Sejumlah sosiolog dan filosof  pada pembahasan ini diarahkan untuk menjawab persoalan besar; bagaimana sebuah masyarakat itu mungkin?  Bagaimana sekelompok orang melakukan panataan atas dirinya? Mengapa dan bagimana mereka membangun institusi?

Thomas Hobbes (1588 – 1679)
            Filosof politik  dari Inggris ini besar dalam lingkungan sistem merkantilis. Karyanya yang gemilang The Leviathan dipublikasikan tahun 1651, dua tahun setelah kematian Raja Charles I.  Tiga persoalan  untuk memahami The Leviathan. Pertama, pemahaman Hobbes tentang eksistensi, kedua tentang kehidupan manusia sebagai sebuah entitas tersendiri, dan ketiga pada kesejahteraan (commonwealth).
            Manusia pada pokoknya mempunyai naluri;  keinginan, hasrat, nafsu yang dapat dikemas pada konsep kepentingan pribadi (self-interest) sebagai sebuah pertimbangan dalam susunan dan kehidupan sosial. Tarik menarik kepentingan pribadi ini yang akhirnya mewarnai corak moralitas. Dalam keadaan sebelum ada negara, Hobbes menyebutnya sebagai ‘keadaan alamiah’, konflik kepentingan itu terjadi tanpa pengendalian atau wasit. Setiap orang memperjuangkan keinginan egoistiknya masing-masing, bellum omnium contra omnes[1]. Dalam konteks inilah negara diperlukan sebagai pengendali konflik kepentingan yang berangkat dari naluri pribadi. Kepentingan pribadi bukan barang haram karena ia merupakan naluri mempertahankan diri.
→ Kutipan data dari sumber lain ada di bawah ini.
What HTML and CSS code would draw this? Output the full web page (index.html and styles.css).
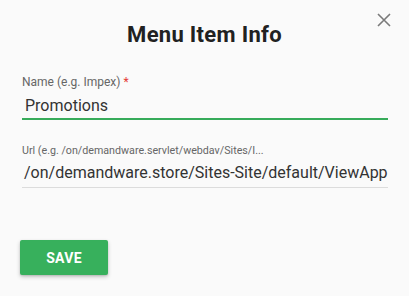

Dimasa ketika negara telah hadir  namun dalam perjalanan ia kehilangan pengendalian atas   tarik menarik kepentingan pribadi yang terjadi anarkhi, yaitu kondisi ‘lowlewss state’. Dengan demikian dapat dibaca bahwa eksistensi negara adalah sebuah bentuk naluri mempertahankan diri juga !  konsekwensinmya kemerdekaan pribadi  bagi Hobbes tidak pernah ada, karena kebahagiaan manusia harus diletakkan pada sosok negara[2].